> _Task_
Scan the following material for the string "html" and copy each line in which it appears.

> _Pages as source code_
.....
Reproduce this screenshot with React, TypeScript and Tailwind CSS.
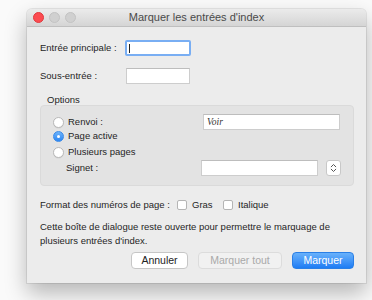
import React from 'react';

const font = { fontFamily: '"Liberation Sans", Arial, sans-serif' };

/* ---- little mac controls ---- */
const Radio = ({ on = false }: { on?: boolean }) =>
  on ? (
    <span className="w-[11px] h-[11px] rounded-full bg-gradient-to-b from-[#6cb3fa] to-[#2a86f3] border border-[#3a8ae8] flex items-center justify-center shrink-0">
      <span className="w-[3px] h-[3px] rounded-full bg-white" />
    </span>
  ) : (
    <span className="w-[11px] h-[11px] rounded-full bg-white border border-[#b9b9b9] shadow-[0_0.5px_0.5px_rgba(0,0,0,0.08)] shrink-0" />
  );

const Checkbox = () => (
  <span className="w-[10px] h-[10px] rounded-[2px] bg-white border border-[#b5b5b5] shrink-0" />
);

const Field = ({ className = '', children }: { className?: string; children?: React.ReactNode }) => (
  <div className={`h-[16px] bg-white border border-[#cdcdcd] border-t-[#bdbdbd] flex items-center ${className}`}>{children}</div>
);

export default function App() {
  return (
    <div className="w-[372px] h-[300px] bg-[#fafafa] overflow-hidden pt-[9px] pl-[27px] text-[#1f1f1f]" style={font}>
      {/* window */}
      <div className="w-[339px] h-[274px] rounded-t-[5px] bg-[#ececec] shadow-[0_10px_22px_rgba(0,0,0,0.28),0_0_0_1px_rgba(0,0,0,0.08)] flex flex-col">
        {/* title bar */}
        <div className="h-[18px] rounded-t-[5px] bg-gradient-to-b from-[#ebebeb] to-[#d5d5d5] border-b border-[#bfbfbf] flex items-center relative shrink-0">
          <div className="flex items-center gap-[5px] pl-[6px]">
            <span className="w-[11px] h-[11px] rounded-full bg-[#fc4b50] border border-[#e0393e]" />
            <span className="w-[11px] h-[11px] rounded-full bg-[#d0d0d0] border border-[#c3c3c3]" />
            <span className="w-[11px] h-[11px] rounded-full bg-[#d0d0d0] border border-[#c3c3c3]" />
          </div>
          <div className="absolute inset-0 flex items-center justify-center text-[11px] text-[#4a4a4a] pointer-events-none">
            Marquer les entrées d'index
          </div>
        </div>

        {/* body */}
        <div className="flex flex-col pl-[13px] pr-[12px] pt-[13px] text-[9.5px]">
          <div className="flex items-center h-[16px]">
            <span className="w-[85px]">Entrée principale :</span>
            <div className="w-[66px] h-[16px] rounded-[2px] border-[2px] border-[#79aef3] bg-white flex items-center pl-[2px]">
              <span className="w-px h-[9px] bg-[#222]" />
            </div>
          </div>
          <div className="flex items-center h-[16px] mt-[12px]">
            <span className="w-[86px]">Sous-entrée :</span>
            <Field className="w-[64px]" />
          </div>

          <div className="mt-[10px] pl-[7px] leading-[12px]">Options</div>

          {/* group box */}
          <div className="mt-[-1px] w-[314px] h-[81px] rounded-[4px] bg-[#e3e3e3] border border-[#dadada] pt-[8px] pl-[12px] flex flex-col">
            <div className="flex items-center h-[16px]">
              <div className="w-[150px] flex items-center gap-[4px]">
                <Radio />
                <span>Renvoi :</span>
              </div>
              <Field className="w-[137px] pl-[3px]">
                <span className="italic text-[9.5px] text-[#333]" style={{ fontFamily: '"Liberation Serif", "Times New Roman", serif' }}>Voir</span>
              </Field>
            </div>
            <div className="flex items-center gap-[4px] h-[14px] mt-[-1px]">
              <Radio on />
              <span>Page active</span>
            </div>
            <div className="flex items-center gap-[4px] h-[14px] mt-[2px]">
              <Radio />
              <span>Plusieurs pages</span>
            </div>
            <div className="flex items-center h-[16px] mt-[1px]">
              <span className="w-[148px] pl-[13px]">Signet :</span>
              <Field className="w-[117px]" />
              <div className="ml-[8px] w-[15px] h-[16px] rounded-[3px] bg-white border border-[#c8c8c8] flex items-center justify-center">
                <svg width="7" height="10" viewBox="0 0 7 10" fill="none" stroke="#555" strokeWidth="1" strokeLinecap="round" strokeLinejoin="round">
                  <path d="M1.2 3.8 3.5 1.5 5.8 3.8" />
                  <path d="M1.2 6.2 3.5 8.5 5.8 6.2" />
                </svg>
              </div>
            </div>
          </div>

          {/* page number format */}
          <div className="flex items-center h-[14px] mt-[12px]">
            <span className="w-[137px]">Format des numéros de page :</span>
            <Checkbox />
            <span className="ml-[5px] w-[31px]">Gras</span>
            <Checkbox />
            <span className="ml-[5px]">Italique</span>
          </div>

          <p className="mt-[8px] leading-[13.5px] w-[300px]">
            Cette boîte de dialogue reste ouverte pour permettre le marquage de plusieurs entrées d'index.
          </p>

          {/* buttons */}
          <div className="flex justify-end items-center gap-[10px] mt-[5px] text-[10.5px]">
            <button className="w-[57px] h-[17px] rounded-[4px] bg-white border border-[#c6c6c6] text-[#222] flex items-center justify-center">
              Annuler
            </button>
            <button className="w-[84px] h-[17px] rounded-[4px] bg-[#f1f1f1] border border-[#dcdcdc] text-[#a9a9a9] flex items-center justify-center">
              Marquer tout
            </button>
            <button className="w-[62px] h-[17px] rounded-[4px] bg-gradient-to-b from-[#68b1fb] to-[#1c7cf4] border border-[#2a7fe6] text-white flex items-center justify-center">
              Marquer
            </button>
          </div>
        </div>
      </div>
    </div>
  );
}
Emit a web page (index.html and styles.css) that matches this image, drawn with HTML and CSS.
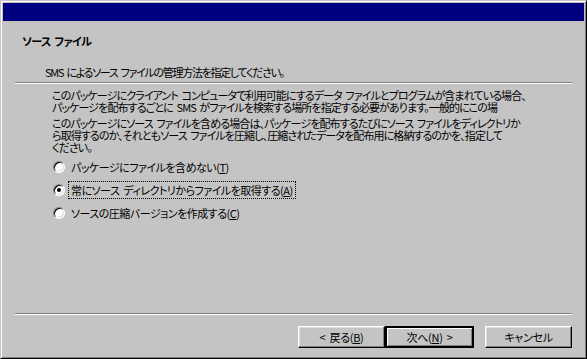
FILE: index.html
```
<!DOCTYPE html>
<html lang="ja">
<head>
    <meta charset="UTF-8">
    <title>ソース ファイル</title>
    <link rel="stylesheet" href="styles.css">
</head>
<body>

    <div class="window">
        <div class="caption"></div>

        <div class="header">
            <h1 class="title">ソース ファイル</h1>
            <p class="subtitle">SMS によるソース ファイルの管理方法を指定してください。</p>
        </div>

        <hr class="sep top-sep">

        <div class="desc">
            <p>このパッケージにクライアント コンピュータで利用可能にするデータ ファイルとプログラムが含まれている場合、<br>パッケージを配布するごとに SMS がファイルを検索する場所を指定する必要があります。一般的にこの場</p>
            <p>このパッケージにソース ファイルを含める場合は、パッケージを配布するたびにソース ファイルをディレクトリか<br>ら取得するのか、それともソース ファイルを圧縮し、圧縮されたデータを配布用に格納するのかを、指定して<br>ください。</p>
        </div>

        <div class="options">
            <label class="option">
                <span class="radio"></span>
                <span class="label">パッケージにファイルを含めない(<u>T</u>)</span>
            </label>
            <label class="option">
                <span class="radio checked"></span>
                <span class="label focused">常にソース ディレクトリからファイルを取得する(<u>A</u>)</span>
            </label>
            <label class="option">
                <span class="radio"></span>
                <span class="label">ソースの圧縮バージョンを作成する(<u>C</u>)</span>
            </label>
        </div>

        <hr class="sep bottom-sep">

        <div class="buttons">
            <button class="btn">&lt; 戻る(<u>B</u>)</button>
            <button class="btn default">次へ(<u>N</u>) &gt;</button>
            <button class="btn cancel">キャンセル</button>
        </div>
    </div>

</body>
</html>
```

FILE: styles.css
```
body {
    margin: 0;
    padding: 0;
    background-color: #c4c4c4;
    font-family: "Noto Sans CJK JP", sans-serif;
    font-size: 11px;
    line-height: 12px;
    letter-spacing: -0.7px;
    word-spacing: 2px;
    color: black;
    font-feature-settings: "palt";
}

.window {
    box-sizing: border-box;
    width: 587px;
    height: 359px;
    padding: 1px;
    border: 1px solid;
    border-color: #c4c4c4 #000000 #000000 #c4c4c4;
    box-shadow: inset 1px 1px #ffffff, inset -1px -1px #808080;
    display: flex;
    flex-direction: column;
    overflow: hidden;
}

.caption {
    height: 18px;
    margin: 1px 1px 0 1px;
    background-color: #000080;
    flex-shrink: 0;
}

.header {
    padding-left: 20px;
}

.title {
    margin: 14px 0 0 0;
    font-size: 11px;
    line-height: 12px;
    font-weight: bold;
    letter-spacing: -0.6px;
}

.subtitle {
    margin: 19px 0 0 23px;
    letter-spacing: -1.3px;
}

.sep {
    height: 0;
    margin: 0 13px 0 13px;
    border: none;
    border-top: 1px solid #808080;
    border-bottom: 1px solid #ffffff;
}

.top-sep {
    margin-top: 4px;
}

.desc {
    padding-left: 50px;
    margin-top: 5px;
    white-space: nowrap;
    letter-spacing: -0.9px;
}

.desc p {
    margin: 0 0 4px 0;
}

.desc p:last-child {
    margin-bottom: 2px;
}

.options {
    padding-left: 51px;
}

.option {
    display: flex;
    align-items: center;
    height: 23px;
}

.radio {
    box-sizing: border-box;
    width: 12px;
    height: 12px;
    border-radius: 50%;
    border: 1px solid;
    border-color: #808080 #ffffff #ffffff #808080;
    box-shadow: inset 1px 1px #000000, inset -1px -1px #dcdcdc;
    background-color: #ffffff;
    display: flex;
    align-items: center;
    justify-content: center;
    flex-shrink: 0;
}

.radio.checked::after {
    content: "";
    width: 4px;
    height: 4px;
    border-radius: 50%;
    background-color: #000000;
}

.label {
    margin-left: 3px;
    padding: 2px 2px;
    border: 1px dotted transparent;
    letter-spacing: -0.5px;
}

.label.focused {
    border-color: #000000;
}

.bottom-sep {
    margin-top: auto;
}

.buttons {
    display: flex;
    justify-content: flex-end;
    padding: 11px 13px 9px 0;
}

.btn {
    box-sizing: border-box;
    width: 87px;
    height: 22px;
    padding: 0;
    font-family: "Noto Sans CJK JP", sans-serif;
    font-size: 11px;
    letter-spacing: -0.3px;
    word-spacing: 2px;
    color: black;
    background-color: #c4c4c4;
    border: 1px solid;
    border-color: #ffffff #000000 #000000 #ffffff;
    box-shadow: inset -1px -1px #808080, inset 1px 1px #dfdfdf;
    font-feature-settings: "palt";
}

.btn.default {
    width: 89px;
    border: 2px solid;
    border-color: #000000;
    box-shadow: inset 1px 1px #ffffff, inset -1px -1px #808080;
}

.btn.cancel {
    margin-left: 11px;
}
```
.....
> _Exercise output_
Emit a web page (index.html and styles.css) that matches this image, drawn with HTML and CSS.
FILE: index.html
<!DOCTYPE html>
<html lang="ja">
</html>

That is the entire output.